Her life story therefore is a significant lesson to all who are struggling with unfavorable conditions, even were it told alone and with no attempt to disclose the laws which governed her success.
This little book, while not purporting to be an autobiography, still marks the mile posts here and there, where courage guided her away from the paths of indecision out into the highway of self trust, as she gradually unfolded for herself and for the world the great principles of truth which she has so ably formulated into the school now known throughout the world as Mental Science, one of the greatest, indeed the greatest, of all contributions to truth in the nineteenth century.
Marking as it does a general outline of her experience thus far, and illuminated as it is by the light of her philosophy, its influence cannot fail to accomplish great good. The reader will find that cause as well as effect is treated, and he can read it with satisfaction born of the knowledge that each page was lighted by the lamp of experience as the author wrote. We feel, therefore, that in this book we are offering to the world a temple of truth. Its foundation is the bed-rock of experience. It is lighted by a life-giving philosophy, the practicability of the teachings of which is a matter of common demonstration, not alone by Mrs. Wilmans, but by many of her students.
Surely, then, this temple is not builded on the sands of theory, and though its spires reach into the clouds of the ideal, the highest points have habitable chambers. The ideal, to those who will read and heed, can be made the real, and though the storms of ignorant criticism should beat upon this house of the higher Law, it will not fall.

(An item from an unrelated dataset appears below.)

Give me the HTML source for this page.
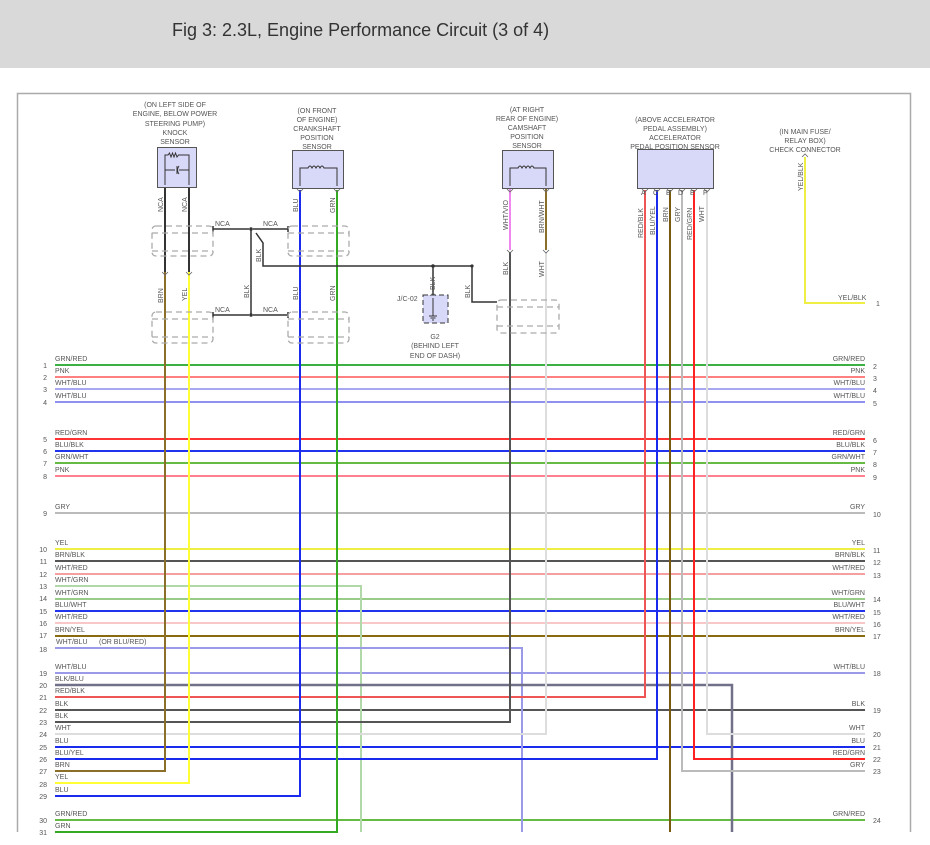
<!DOCTYPE html>
<html><head><meta charset="utf-8"><style>
html,body{margin:0;padding:0;background:#fff;width:930px;height:845px;overflow:hidden}
.hdr{position:absolute;left:0;top:0;width:930px;height:68px;background:#d9d9d9}
.hdr div{position:absolute;left:172px;top:20px;font:18px "Liberation Sans",sans-serif;color:#333}
svg{position:absolute;left:0;top:0}
text{font-family:"Liberation Sans",sans-serif;font-size:7px;fill:#555}
</style></head><body>
<div class="hdr"><div>Fig 3: 2.3L, Engine Performance Circuit (3 of 4)</div></div>
<svg width="930" height="845" viewBox="0 0 930 845">
<!-- frame -->
<path d="M17.5 832V93.5H910.5V832" fill="none" stroke="#aaa" stroke-width="1.5"/>

<!-- full lines -->
<g stroke-width="2" fill="none">
<path d="M55 365H865" stroke="#3cb043"/>
<path d="M55 377H865" stroke="#ff8080"/>
<path d="M55 389H865" stroke="#a8a8f0"/>
<path d="M55 402H865" stroke="#9090f0"/>
<path d="M55 439H865" stroke="#ff3333"/>
<path d="M55 451H865" stroke="#2233ee"/>
<path d="M55 463H865" stroke="#66bb44"/>
<path d="M55 476H865" stroke="#ff8090"/>
<path d="M55 513H865" stroke="#bbbbbb"/>
<path d="M55 549H865" stroke="#eeee44"/>
<path d="M55 561H865" stroke="#555555"/>
<path d="M55 574H865" stroke="#f4a0a0"/>
<path d="M55 599H865" stroke="#99cc88"/>
<path d="M55 611H865" stroke="#2233ee"/>
<path d="M55 623H865" stroke="#f8c8c8"/>
<path d="M55 636H865" stroke="#8a6a10"/>
<path d="M55 673H865" stroke="#9a9ae8"/>
<path d="M55 710H865" stroke="#555555"/>
<path d="M55 747H865" stroke="#1a2aee"/>
<path d="M55 820H865" stroke="#66bb44"/>
<!-- partial -->
<path d="M55 586H361V832" stroke="#b0d8a8"/>
<path d="M55 648H522V832" stroke="#9a9ae8"/>
<path d="M55 685H732V832" stroke="#707088" stroke-width="2.5"/>
<path d="M55 697H645V190" stroke="#ee5555"/>
<path d="M55 722H510V252" stroke="#555555"/>
<path d="M55 734H546V252" stroke="#dddddd"/>
<path d="M55 759H657V190" stroke="#1a2aee"/>
<path d="M55 771H165V272" stroke="#8b6e2a"/>
<path d="M55 783H189V272" stroke="#ffff33"/>
<path d="M55 796H300V190" stroke="#1a2aee"/>
<path d="M55 832H337V190" stroke="#33aa22"/>
<path d="M865 734H707V190" stroke="#dddddd"/>
<path d="M865 759H694V190" stroke="#ff2222"/>
<path d="M865 771H682V190" stroke="#bbbbbb"/>
<path d="M670 190V832" stroke="#7a5a10"/>
<path d="M865 303H805V157" stroke="#eeee44"/>
<path d="M510 188V250" stroke="#ee88ee"/>
<path d="M546 188V250" stroke="#8b6e2a"/>
<path d="M165 187V272M189 187V272" stroke="#333"/>
</g>

<!-- black wiring -->
<g stroke="#333" stroke-width="1.5" fill="none">
<path d="M213 229H249M253 229H288M213 315H249M253 315H288M251 229V315"/>
<path d="M256 233L263 243V266H472V302H497"/>
<path d="M433 266V298"/>
<path d="M213 226V232M288 226V232M213 312V318M288 312V318"/>
</g>
<g fill="#333"><circle cx="251" cy="229" r="1.8"/><circle cx="251" cy="315" r="1.8"/><circle cx="433" cy="266" r="1.8"/><circle cx="472" cy="266" r="1.6"/></g>

<!-- shields -->
<g stroke="#aaa" stroke-width="1.3" fill="none" stroke-dasharray="6 4">
<rect x="152" y="226" width="61" height="30" rx="4"/><path d="M152 233H213M152 251H213"/>
<rect x="288" y="226" width="61" height="30" rx="4"/><path d="M288 233H349M288 251H349"/>
<rect x="152" y="312" width="61" height="31" rx="4"/><path d="M152 319H213M152 337H213"/>
<rect x="288" y="312" width="61" height="31" rx="4"/><path d="M288 319H349M288 337H349"/>
<rect x="497" y="300" width="62" height="33" rx="4"/><path d="M497 307H559M497 326H559"/>
</g>

<!-- components -->
<g stroke="#555" stroke-width="1" fill="#d8d8f8">
<rect x="157.5" y="147.5" width="39" height="40"/>
<rect x="292.5" y="150.5" width="51" height="38"/>
<rect x="502.5" y="150.5" width="51" height="38"/>
<rect x="637.5" y="149.5" width="76" height="39"/>
</g>
<rect x="423" y="295" width="25" height="28" fill="#d8d8f8" stroke="#333" stroke-dasharray="5 3"/>
<g stroke="#333" fill="none" stroke-width="1">
<path d="M165 185V155H168l1.5-2 1.5 4 1.5-4 1.5 4 1.5-4 1.5 4 1.5-2H189V185"/>
<path d="M165 170H175M177 166V174M179 166Q176 170 179 174M179 170H189"/>
<path d="M300 186V168H308q2-4 4 0q2-4 4 0q2-4 4 0q2-4 4 0H337V186"/>
<path d="M510 186V168H518q2-4 4 0q2-4 4 0q2-4 4 0q2-4 4 0H546V186"/>
<path d="M433 298V316M429 316H437M430.5 318H435.5M432 320H434"/>
</g>
<g stroke="#666" fill="none" stroke-width="0.8">
<path d="M162 272l3 3 3-3M186 272l3 3 3-3M297 189l3 3 3-3M334 189l3 3 3-3M507 189l3 3 3-3M543 189l3 3 3-3M507 250l3 3 3-3M543 250l3 3 3-3M642 189l3 3 3-3M654 189l3 3 3-3M667 189l3 3 3-3M679 189l3 3 3-3M691 189l3 3 3-3M704 189l3 3 3-3M802 157l3-3 3 3M430 296l3-3 3 3"/>
</g>

<!-- component texts -->
<g text-anchor="middle">
<text x="175" y="107">(ON LEFT SIDE OF</text>
<text x="175" y="116">ENGINE, BELOW POWER</text>
<text x="175" y="126">STEERING PUMP)</text>
<text x="175" y="135">KNOCK</text>
<text x="175" y="144">SENSOR</text>
<text x="317" y="113">(ON FRONT</text>
<text x="317" y="122">OF ENGINE)</text>
<text x="317" y="131">CRANKSHAFT</text>
<text x="317" y="140">POSITION</text>
<text x="317" y="149">SENSOR</text>
<text x="527" y="112">(AT RIGHT</text>
<text x="527" y="121">REAR OF ENGINE)</text>
<text x="527" y="130">CAMSHAFT</text>
<text x="527" y="139">POSITION</text>
<text x="527" y="148">SENSOR</text>
<text x="675" y="122">(ABOVE ACCELERATOR</text>
<text x="675" y="131">PEDAL ASSEMBLY)</text>
<text x="675" y="140">ACCELERATOR</text>
<text x="675" y="149">PEDAL POSITION SENSOR</text>
<text x="805" y="134">(IN MAIN FUSE/</text>
<text x="805" y="143">RELAY BOX)</text>
<text x="805" y="152">CHECK CONNECTOR</text>
<text x="435" y="339">G2</text>
<text x="435" y="348">(BEHIND LEFT</text>
<text x="435" y="358">END OF DASH)</text>
</g>
<text x="397" y="301">J/C-02</text>
<text x="215" y="226">NCA</text><text x="263" y="226">NCA</text>
<text x="215" y="312">NCA</text><text x="263" y="312">NCA</text>
<text x="838" y="300">YEL/BLK</text>
<text x="876" y="306">1</text>
<text x="641" y="195" font-size="6">A</text><text x="653" y="195" font-size="6">C</text><text x="666" y="195" font-size="6">B</text><text x="678" y="195" font-size="6">D</text><text x="690" y="195" font-size="6">E</text><text x="703" y="195" font-size="6">F</text>

<!-- rotated wire labels -->
<g>
<text transform="translate(163,212) rotate(-90)">NCA</text>
<text transform="translate(187,212) rotate(-90)">NCA</text>
<text transform="translate(163,303) rotate(-90)">BRN</text>
<text transform="translate(187,301) rotate(-90)">YEL</text>
<text transform="translate(298,212) rotate(-90)">BLU</text>
<text transform="translate(335,213) rotate(-90)">GRN</text>
<text transform="translate(298,300) rotate(-90)">BLU</text>
<text transform="translate(335,301) rotate(-90)">GRN</text>
<text transform="translate(249,298) rotate(-90)">BLK</text>
<text transform="translate(261,262) rotate(-90)">BLK</text>
<text transform="translate(435,290) rotate(-90)">BLK</text>
<text transform="translate(470,298) rotate(-90)">BLK</text>
<text transform="translate(508,230) rotate(-90)">WHT/VIO</text>
<text transform="translate(544,233) rotate(-90)">BRN/WHT</text>
<text transform="translate(508,275) rotate(-90)">BLK</text>
<text transform="translate(544,277) rotate(-90)">WHT</text>
<text transform="translate(643,238) rotate(-90)">RED/BLK</text>
<text transform="translate(655,235) rotate(-90)">BLU/YEL</text>
<text transform="translate(668,222) rotate(-90)">BRN</text>
<text transform="translate(680,222) rotate(-90)">GRY</text>
<text transform="translate(692,240) rotate(-90)">RED/GRN</text>
<text transform="translate(704,222) rotate(-90)">WHT</text>
<text transform="translate(803,191) rotate(-90)">YEL/BLK</text>
</g>

<!-- left labels -->
<g>
<text x="55" y="361">GRN/RED</text><text x="55" y="373">PNK</text><text x="55" y="385">WHT/BLU</text><text x="55" y="398">WHT/BLU</text>
<text x="55" y="435">RED/GRN</text><text x="55" y="447">BLU/BLK</text><text x="55" y="459">GRN/WHT</text><text x="55" y="472">PNK</text>
<text x="55" y="509">GRY</text><text x="55" y="545">YEL</text><text x="55" y="557">BRN/BLK</text><text x="55" y="570">WHT/RED</text>
<text x="55" y="582">WHT/GRN</text><text x="55" y="595">WHT/GRN</text><text x="55" y="607">BLU/WHT</text><text x="55" y="619">WHT/RED</text>
<text x="55" y="632">BRN/YEL</text><text x="56" y="644">WHT/BLU</text><text x="99" y="644">(OR BLU/RED)</text>
<text x="55" y="669">WHT/BLU</text><text x="55" y="681">BLK/BLU</text><text x="55" y="693">RED/BLK</text><text x="55" y="706">BLK</text>
<text x="55" y="718">BLK</text><text x="55" y="730">WHT</text><text x="55" y="743">BLU</text><text x="55" y="755">BLU/YEL</text>
<text x="55" y="767">BRN</text><text x="55" y="779">YEL</text><text x="55" y="792">BLU</text><text x="55" y="816">GRN/RED</text><text x="55" y="828">GRN</text>
</g>
<g text-anchor="end">
<text x="47" y="368">1</text><text x="47" y="380">2</text><text x="47" y="392">3</text><text x="47" y="405">4</text>
<text x="47" y="442">5</text><text x="47" y="454">6</text><text x="47" y="466">7</text><text x="47" y="479">8</text>
<text x="47" y="516">9</text><text x="47" y="552">10</text><text x="47" y="564">11</text><text x="47" y="577">12</text>
<text x="47" y="589">13</text><text x="47" y="601">14</text><text x="47" y="614">15</text><text x="47" y="626">16</text>
<text x="47" y="638">17</text><text x="47" y="652">18</text><text x="47" y="676">19</text><text x="47" y="688">20</text>
<text x="47" y="700">21</text><text x="47" y="713">22</text><text x="47" y="725">23</text><text x="47" y="737">24</text>
<text x="47" y="750">25</text><text x="47" y="762">26</text><text x="47" y="774">27</text><text x="47" y="787">28</text>
<text x="47" y="799">29</text><text x="47" y="823">30</text><text x="47" y="835">31</text>
<!-- right labels -->
<text x="865" y="361">GRN/RED</text><text x="865" y="373">PNK</text><text x="865" y="385">WHT/BLU</text><text x="865" y="398">WHT/BLU</text>
<text x="865" y="435">RED/GRN</text><text x="865" y="447">BLU/BLK</text><text x="865" y="459">GRN/WHT</text><text x="865" y="472">PNK</text>
<text x="865" y="509">GRY</text><text x="865" y="545">YEL</text><text x="865" y="557">BRN/BLK</text><text x="865" y="570">WHT/RED</text>
<text x="865" y="595">WHT/GRN</text><text x="865" y="607">BLU/WHT</text><text x="865" y="619">WHT/RED</text><text x="865" y="632">BRN/YEL</text>
<text x="865" y="669">WHT/BLU</text><text x="865" y="706">BLK</text><text x="865" y="730">WHT</text><text x="865" y="743">BLU</text>
<text x="865" y="755">RED/GRN</text><text x="865" y="767">GRY</text><text x="865" y="816">GRN/RED</text>
</g>
<g>
<text x="873" y="369">2</text><text x="873" y="381">3</text><text x="873" y="393">4</text><text x="873" y="406">5</text>
<text x="873" y="443">6</text><text x="873" y="455">7</text><text x="873" y="467">8</text><text x="873" y="480">9</text>
<text x="873" y="517">10</text><text x="873" y="553">11</text><text x="873" y="565">12</text><text x="873" y="578">13</text>
<text x="873" y="602">14</text><text x="873" y="615">15</text><text x="873" y="627">16</text><text x="873" y="639">17</text>
<text x="873" y="676">18</text><text x="873" y="713">19</text><text x="873" y="737">20</text><text x="873" y="750">21</text>
<text x="873" y="762">22</text><text x="873" y="774">23</text><text x="873" y="823">24</text>
</g>
</svg>
</body></html>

THE INTERNATIONAL SCIENTIFIC ASSOCIATION
Introduction
In writing this book, while I shall not make it an autobiography, I shall prove what I say as I go along by the test of personal experience, than which there is no better guide or teacher.
I shall expound as best I can the laws of individual financial success in the light of the philosophy of mind.

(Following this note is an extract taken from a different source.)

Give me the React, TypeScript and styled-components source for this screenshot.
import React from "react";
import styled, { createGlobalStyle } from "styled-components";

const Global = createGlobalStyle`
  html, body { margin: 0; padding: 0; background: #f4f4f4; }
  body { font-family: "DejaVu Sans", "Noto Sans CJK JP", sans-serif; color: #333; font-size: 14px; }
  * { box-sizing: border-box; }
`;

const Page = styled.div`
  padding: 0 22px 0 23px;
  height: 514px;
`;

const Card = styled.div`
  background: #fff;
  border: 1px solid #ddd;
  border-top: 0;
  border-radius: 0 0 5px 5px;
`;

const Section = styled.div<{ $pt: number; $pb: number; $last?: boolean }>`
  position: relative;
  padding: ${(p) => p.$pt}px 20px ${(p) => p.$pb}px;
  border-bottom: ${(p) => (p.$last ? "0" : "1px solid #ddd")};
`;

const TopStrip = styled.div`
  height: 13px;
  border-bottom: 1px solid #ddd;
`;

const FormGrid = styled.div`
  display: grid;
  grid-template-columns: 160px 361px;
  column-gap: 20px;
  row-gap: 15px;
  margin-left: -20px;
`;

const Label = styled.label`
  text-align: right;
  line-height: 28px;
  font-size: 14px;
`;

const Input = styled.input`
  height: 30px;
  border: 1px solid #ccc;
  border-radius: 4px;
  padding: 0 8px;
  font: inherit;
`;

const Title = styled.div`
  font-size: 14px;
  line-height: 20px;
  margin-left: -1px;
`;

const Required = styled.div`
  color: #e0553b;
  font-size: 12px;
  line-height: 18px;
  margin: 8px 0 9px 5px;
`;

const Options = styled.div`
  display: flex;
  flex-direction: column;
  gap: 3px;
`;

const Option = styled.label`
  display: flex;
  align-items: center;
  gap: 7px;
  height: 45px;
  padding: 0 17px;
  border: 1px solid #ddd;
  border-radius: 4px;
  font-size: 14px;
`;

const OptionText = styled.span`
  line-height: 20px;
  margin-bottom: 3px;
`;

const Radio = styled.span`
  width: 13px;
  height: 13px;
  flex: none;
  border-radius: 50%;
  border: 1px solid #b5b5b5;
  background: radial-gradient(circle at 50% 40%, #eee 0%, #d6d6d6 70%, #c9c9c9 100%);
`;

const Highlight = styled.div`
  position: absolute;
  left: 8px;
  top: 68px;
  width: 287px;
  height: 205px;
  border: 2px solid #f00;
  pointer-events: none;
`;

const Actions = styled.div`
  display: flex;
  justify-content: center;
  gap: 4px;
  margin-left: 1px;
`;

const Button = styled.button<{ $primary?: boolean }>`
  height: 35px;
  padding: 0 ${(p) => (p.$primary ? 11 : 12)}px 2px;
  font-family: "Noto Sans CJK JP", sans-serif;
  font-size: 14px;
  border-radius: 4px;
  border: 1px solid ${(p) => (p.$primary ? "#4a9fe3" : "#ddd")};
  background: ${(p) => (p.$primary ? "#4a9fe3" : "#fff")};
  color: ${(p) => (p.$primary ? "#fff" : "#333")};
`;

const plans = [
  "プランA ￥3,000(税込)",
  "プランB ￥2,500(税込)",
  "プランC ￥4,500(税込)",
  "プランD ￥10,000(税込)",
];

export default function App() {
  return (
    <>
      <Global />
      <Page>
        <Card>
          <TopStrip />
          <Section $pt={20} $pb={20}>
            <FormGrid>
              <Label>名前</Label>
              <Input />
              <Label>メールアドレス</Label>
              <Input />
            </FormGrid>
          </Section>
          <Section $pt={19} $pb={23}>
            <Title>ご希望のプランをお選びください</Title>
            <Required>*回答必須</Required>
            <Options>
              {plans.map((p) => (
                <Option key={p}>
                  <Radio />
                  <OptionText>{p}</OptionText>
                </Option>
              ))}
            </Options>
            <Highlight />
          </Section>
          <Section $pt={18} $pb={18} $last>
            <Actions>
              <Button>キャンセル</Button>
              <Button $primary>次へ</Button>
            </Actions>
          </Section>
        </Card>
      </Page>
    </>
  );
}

While reading it I request each reader to note:
First, the steady but slow unfoldment of selfhood, as I gradually recognized more and more of its powers after catching the first faint glimpses, and began unconsciously to hinder less and less the Law of Aspiration.

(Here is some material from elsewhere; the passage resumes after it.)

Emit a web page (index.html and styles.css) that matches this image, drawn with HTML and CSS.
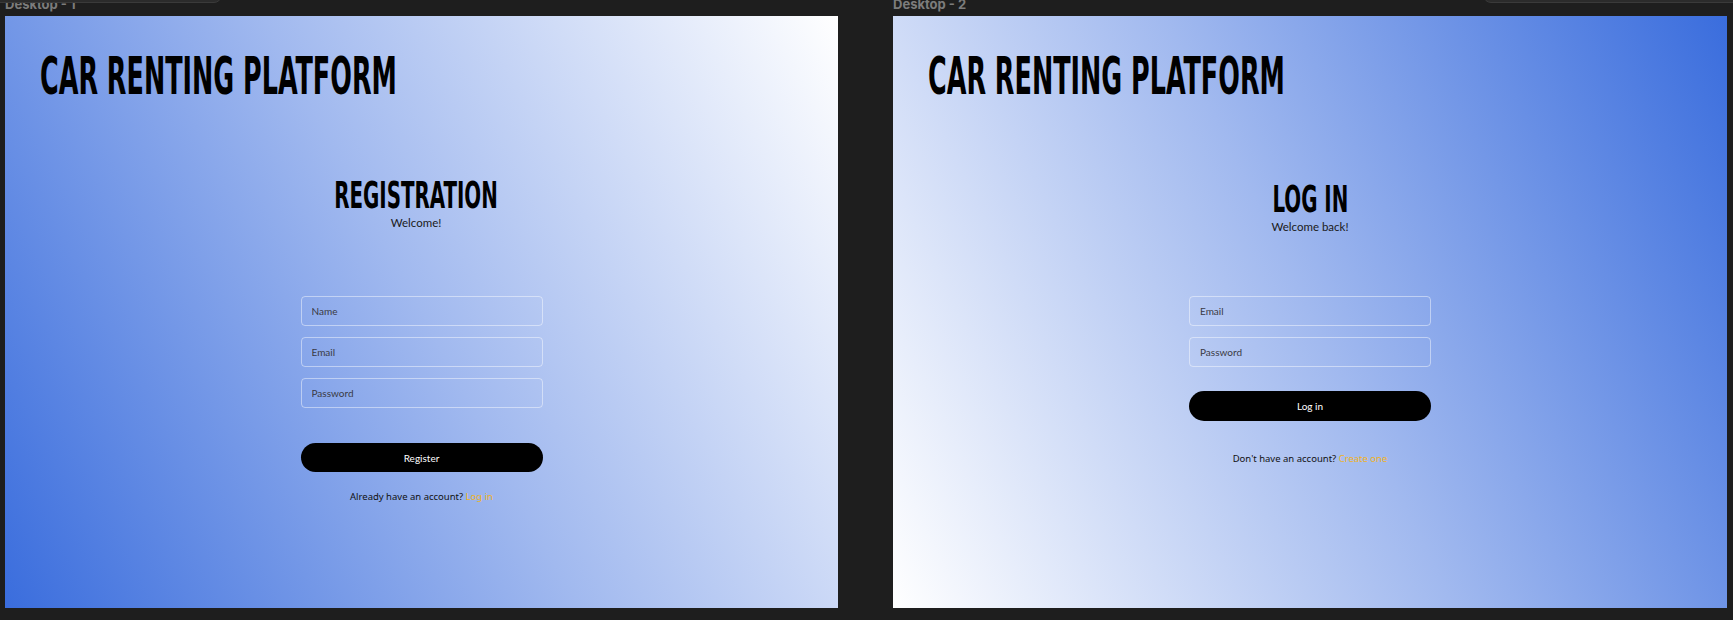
FILE: index.html
```html
<!DOCTYPE html>
<html lang="en">

<head>
    <meta charset="UTF-8">
    <meta name="viewport" content="width=device-width, initial-scale=1.0">
    <title>Car Renting Platform</title>
    <link rel="stylesheet" href="styles.css">
</head>

<body>

    <div class="panel panel-left"></div>
    <div class="panel panel-right"></div>

    <div class="canvas">
        <!-- Desktop 1: registration -->
        <div class="board">
            <div class="board-label">Desktop - 1</div>
            <div class="frame frame-register">
                <h1 class="brand"><span>Car Renting Platform</span></h1>

                <div class="form-box register-box">
                    <div class="form-head">
                        <h2 class="form-title"><span>Registration</span></h2>
                        <p class="welcome">Welcome!</p>
                    </div>

                    <div class="fields">
                        <input type="text" class="field" placeholder="Name">
                        <input type="email" class="field" placeholder="Email">
                        <input type="password" class="field" placeholder="Password">
                    </div>

                    <button class="btn">Register</button>
                    <p class="switch">Already have an account? <a href="#">Log in</a></p>
                </div>
            </div>
        </div>

        <!-- Desktop 2: log in -->
        <div class="board">
            <div class="board-label">Desktop - 2</div>
            <div class="frame frame-login">
                <h1 class="brand"><span>Car Renting Platform</span></h1>

                <div class="form-box login-box">
                    <div class="form-head">
                        <h2 class="form-title"><span>Log in</span></h2>
                        <p class="welcome">Welcome back!</p>
                    </div>

                    <div class="fields">
                        <input type="email" class="field" placeholder="Email">
                        <input type="password" class="field" placeholder="Password">
                    </div>

                    <button class="btn">Log in</button>
                    <p class="switch">Don't have an account? <a href="#">Create one</a></p>
                </div>
            </div>
        </div>
    </div>

</body>

</html>
```

FILE: styles.css
```css
/* Resetting styles */
* {
    margin: 0;
    padding: 0;
    box-sizing: border-box;
}

body {
    font-family: 'Lato', sans-serif;
    background-color: #1e1e1e;
    color: #000;
    height: 620px;
    overflow: hidden;
}

/* Floating editor panels at the top */
.panel {
    position: absolute;
    top: -10px;
    height: 13px;
    background-color: #2b2b2b;
    border: 1px solid #3a3a3a;
}

.panel-left {
    left: -2px;
    width: 224px;
    border-radius: 0 0 8px 0;
}

.panel-right {
    left: 1483px;
    width: 260px;
    border-radius: 0 0 0 8px;
}

/* Canvas with the two boards */
.canvas {
    display: flex;
    gap: 55px;
    padding-left: 5px;
}

.board {
    display: flex;
    flex-direction: column;
}

.board-label {
    height: 16px;
    line-height: 8px;
    font-size: 13px;
    font-weight: 700;
    color: #7c7c7c;
    font-family: 'Inter', sans-serif;
    overflow: hidden;
}

.frame {
    width: 833px;
    height: 592px;
    display: flex;
    flex-direction: column;
    padding: 35px 35px 0;
}

.frame-register {
    background: linear-gradient(62deg, #3a6ddd 0%, #a1b9ef 50%, #ffffff 100%);
}

.frame-login {
    width: 834px;
    background: linear-gradient(64deg, #ffffff 0%, #a1b9ef 50%, #3a6ddd 100%);
}

/* Condensed display type */
.brand,
.form-title {
    font-family: 'Liberation Sans Narrow', 'DejaVu Sans Condensed', sans-serif;
    font-weight: 700;
    text-transform: uppercase;
    line-height: 1;
    white-space: nowrap;
}

.brand span,
.form-title span {
    display: inline-block;
}

.brand {
    font-size: 51px;
}

.brand span {
    transform-origin: left center;
    transform: scaleX(0.555);
}

/* Form column */
.form-box {
    width: 242px;
    margin: 0 auto;
    display: flex;
    flex-direction: column;
    align-items: center;
}

.form-head {
    display: flex;
    flex-direction: column;
    align-items: center;
    margin-top: 74px;
}

.register-box .form-head {
    margin-right: 11px;
}

.form-title {
    font-size: 38px;
    text-align: center;
}

.form-title span {
    transform-origin: center center;
    transform: scaleX(0.58);
}

.welcome {
    font-size: 11.5px;
    margin-top: 2px;
    color: #1a1a1a;
}

.fields {
    width: 100%;
    display: flex;
    flex-direction: column;
    gap: 11px;
    margin-top: 67px;
}

.field {
    width: 100%;
    height: 30px;
    border: 1px solid rgba(255, 255, 255, 0.45);
    border-radius: 4px;
    background: transparent;
    padding: 0 10px;
    font-family: 'Lato', sans-serif;
    font-size: 10px;
    color: #333;
    outline: none;
}

.field::placeholder {
    color: #3a3a44;
}

.btn {
    width: 100%;
    height: 29px;
    margin-top: 35px;
    border: none;
    border-radius: 15px;
    background-color: #000;
    color: #fff;
    font-family: 'Lato', sans-serif;
    font-size: 10px;
}

.switch {
    font-family: 'Noto Sans', sans-serif;
    font-size: 9.5px;
    margin-top: 18px;
    color: #111;
}

.switch a {
    color: #f0b323;
    text-decoration: none;
}

/* Log in variant */
.login-box .form-head {
    margin-top: 78px;
}

.login-box .fields {
    margin-top: 63px;
}

.login-box .btn {
    height: 30px;
    margin-top: 24px;
}

.login-box .switch {
    margin-top: 31px;
}
```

Second, I ask each to note how much more rapid has been my advancement since I arrived at the plane of conscious growth, where I came to an understanding of its laws.
Again, it will be of profit to observe that I am not indebted to environment or so-called “special gifts.”
What I have accomplished thus far has been in obedience to the working of natural laws which can and will operate in any human organism that will tear down the embankments of fear which obstruct the river of growth, and open the flood gates of courage and self-trust, thus permitting natural law to take its course. What I am, natural law has made me, aided only by self recognition, and while I know the scope of my growth and power to be boundless, what I claim for myself I claim for each individual of the race. I do not forget that in their ignorance of, not the equality, but the unity of the race, selfish men have foolishly secured the enactment of statutory laws which help to effectually hold the masses of the people in chains; but I assert that any individual may, by himself, rise above his environments, and that as he rises by virtue of his knowledge of the higher Law he helps to make clearer the mental atmosphere, himself comes into a clear and yet clearer recognition of his true relations to society and his fellow men and thereby helps forward the coming of the time when all men shall know for a truth, that, while equality in all things is neither possible nor desirable, the unity of all is at all times absolute, and that to do to others as we would have them do to us is the practical, and the only practical road to such financial success as brings with it the happiness for which we are all seeking.